POSIX bashing (Was Re: Retaining file permissions)

Chuck Karish karish at mindcraft.com
Fri Mar 8 07:08:28 AEST 1991


In article <3419 at unisoft.UUCP> greywolf at unisoft.UUCP (The Grey Wolf) writes:
><21795 at yunexus.YorkU.CA> by oz at yunexus.yorku.ca (Ozan Yigit)
>& In article <see ref> jik at athena.mit.edu (Jonathan I. Kamens) writes:
>& >	      ... one thing I consider broken about POSIX is that there's no
>& >st_blocks field in its stat structure; more generally, there is no standard
>& >way in POSIX to find out how much space a file actually occupies on the disk

This looks like an issue of filesystem implementation that's beyond
the scope of 1003.1.

>Incompleteness, in many ways, is congruent to brokenness.  "Well, in the
>future, we want it to deal with that problem, but for now it doesn't ad-
>dress it." is synonymous with "Well, it's broken."

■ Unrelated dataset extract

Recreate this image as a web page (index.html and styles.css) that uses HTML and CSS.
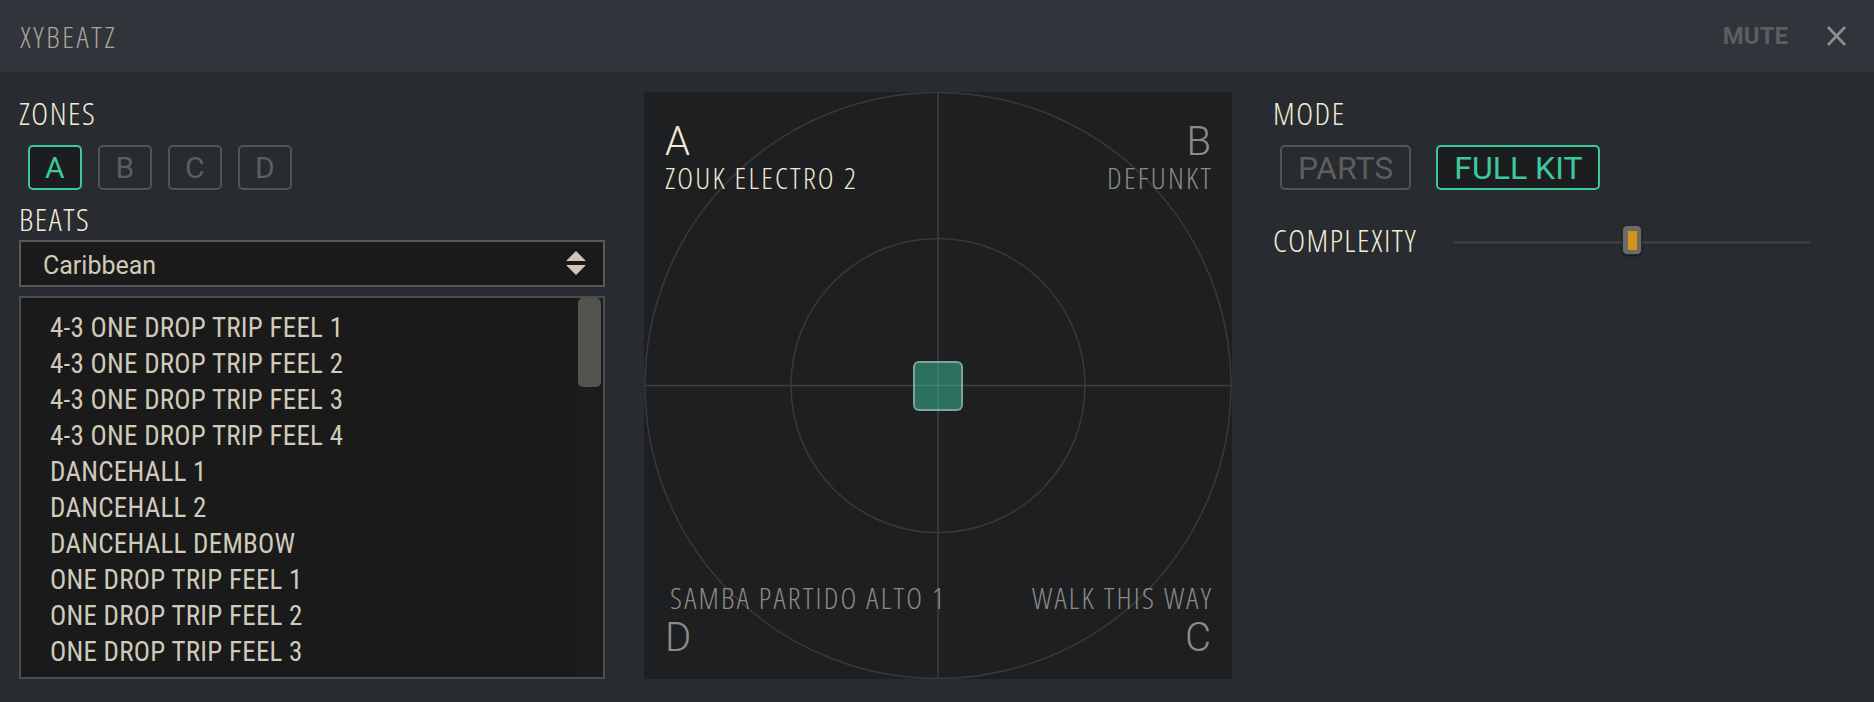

Yes, and my hammer is broken because it's not a screwdriver.

There are, in fact, other groups working on different standards that
bear more directly on this problem than did 1003.1.  The 1003.7 (system
management) committee may have something to add.

>I think that POSIX is an attempt at an implementation of a bare-bones OS.
>There are too many things there which are simply done wrong.  I agree with
>Jon on this one.

POSIX.1 isn't an OS at all; it's a specification for a programming
interface.  It's always going to be necessary to write system-specific
extensions, no matter how "complete" the standards are.

For an illustration of the difference between a specification and an
OS, consider the variety of operating systems that could be written to
conform to the 4.3BSD manuals.  It's the exception rather than the rule
for a manual page to completely specify error returns.  Luckily for us,
the market for BSD systems has been based on the (relatively sane)
performance of implementations rather than on the completeness of the
specification.  The SVID is similarly incomplete.